|AIAA Mourns the Death of Past President Allen E. Puckett
May 20, 2014 – Reston, Va. – The American Institute of Aeronautics and Astronautics (AIAA) mourns the death of Allen E. Puckett, AIAA Honorary Fellow, president of the Institute from 1972 to 1973, and chairman, emeritus, of Hughes Aircraft Company. Puckett passed away on March 31, 2014, in Pacific Palisades, Calif. He was 94 years old.
“We mourn the passing of Allen Puckett, whose contributions made so much of what we take for granted today possible – from supersonic flight, to the ability to put humans on the lunar surface, to the ability to watch live TV,” said Jim Albaugh, AIAA president. “Without his genius, insight and perseverance, our world would be very different and much less connected than the world we know today. We salute Puckett’s genius, and we thank him for his years of dedication to furthering the known limits of aerospace technology, and for his leadership and support of AIAA.”
A 1941 graduate of Harvard University, Puckett received an invitation from legendary professor Theodore von Kármán to enter the doctoral program at the California Institute of Technology. Under von Kármán’s guidance, Puckett helped design the nation’s first supersonic wind tunnel, and later developed the calculations needed for the development of delta wing theory, which allowed the prediction of the aerodynamics of supersonic aircraft. Puckett’s doctoral thesis, “Supersonic Wave Drag of Thin Airfoils,” is a classic text in the field of supersonic aircraft development. Puckett also co-wrote the seminal textbook, “Introduction to Aerodynamics of a Compressible Fluid,” and co-edited “Guided Mission Engineering” with Simon Rao.
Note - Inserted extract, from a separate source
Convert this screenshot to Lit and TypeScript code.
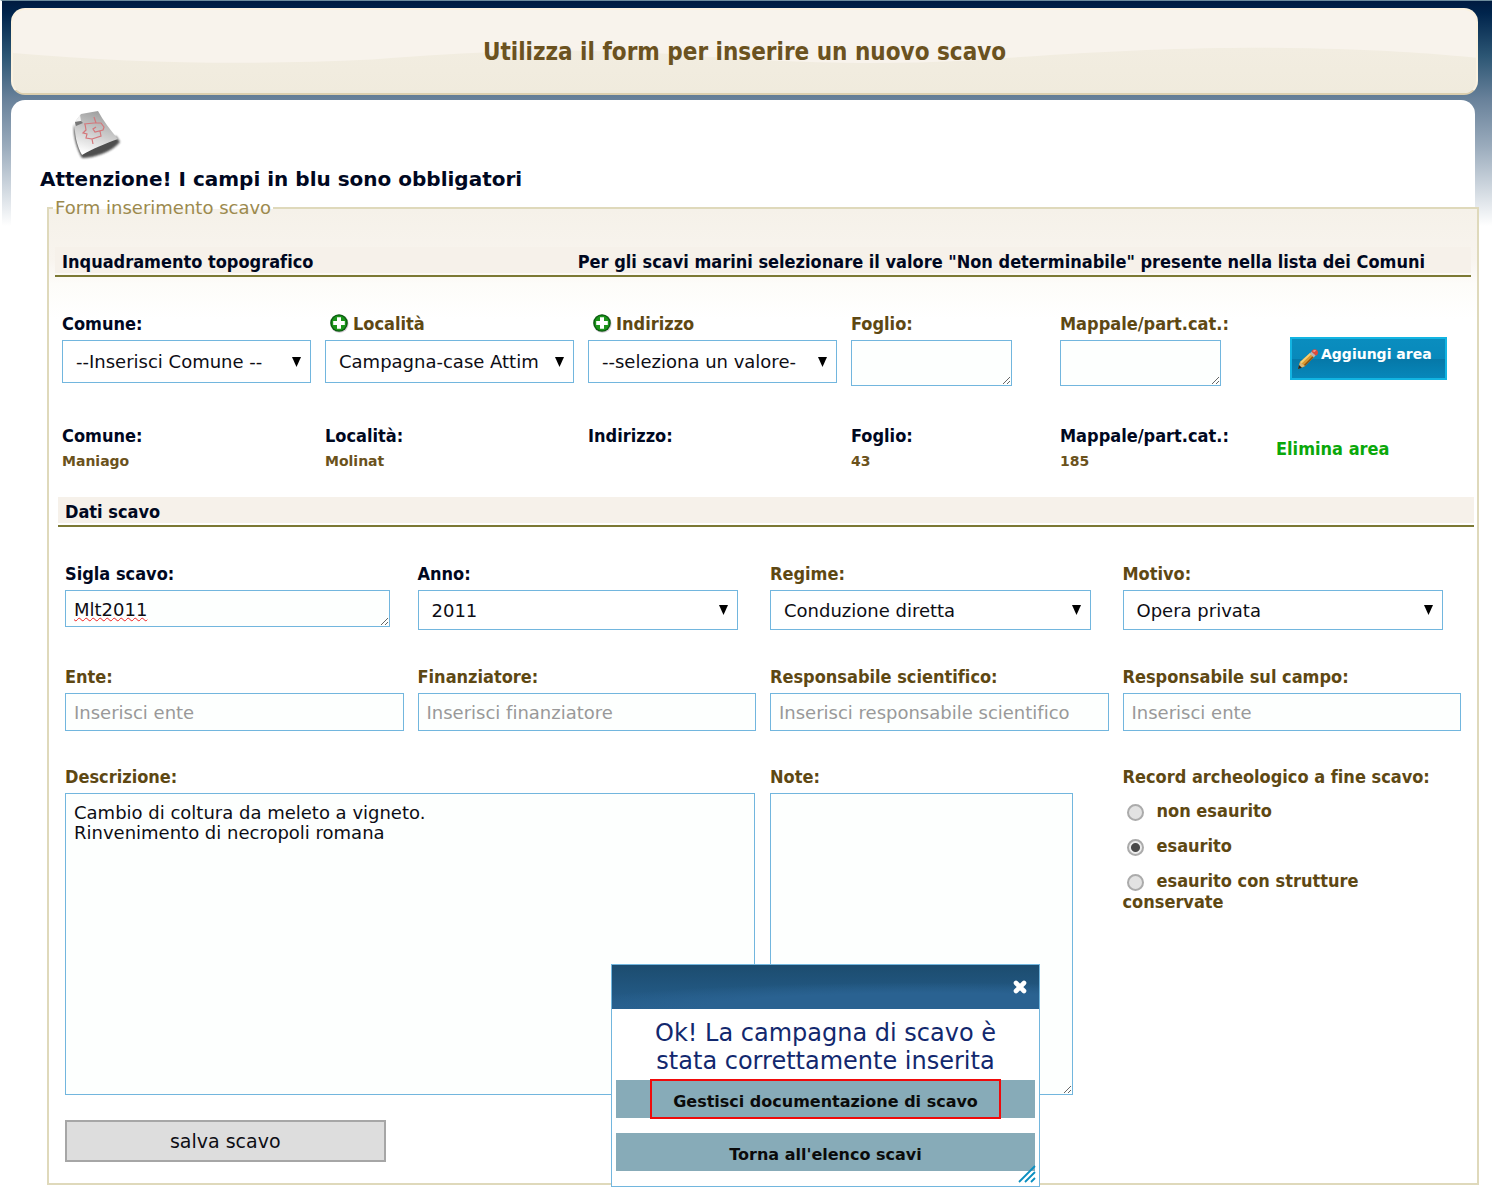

Puckett graduated from Cal Tech with his Ph.D. in aeronautics in 1949, and joined Hughes Aircraft Corp., switching his area of research to electronics. At Hughes, Puckett was instrumental in bringing about a new era in satellite communications. He championed the development of the world’s first geosynchronous satellite, which enabled the 1964 Tokyo Olympic Games to be broadcast live to the world – the first Olympics to be broadcast in that manner. Puckett also led Hughes’ involvement in NASA’s Surveyor program, producing unmanned spacecraft that helped to determine if a lunar landing was possible and transmitted images of the lunar surface back to Earth. The Surveyor program helped make the Apollo moon landings a reality. Puckett became president of Hughes Aircraft in 1977 and chairman of the board in 1978.
Puckett was a longtime member of the University of Southern California’s Board of Trustees, and also sat on the corporate boards of General Dynamics Corp., Lone Star Industries, Fluor Corp., and Logicon.
Among Puckett’s many honors were AIAA’s Lawrence Sperry Award, the American Astronautical Society’s Lloyd V. Berkner Award, the Brandeis University Award for Distinguished Achievement in the Field of Technology, the IEEE Frederick Phillips Award, and the Electronics Industries Association Medal of Honor. Puckett was elected to the National Academy of Engineering and the National Academy of Sciences, and was also awarded the Legion of Honor by the government of France.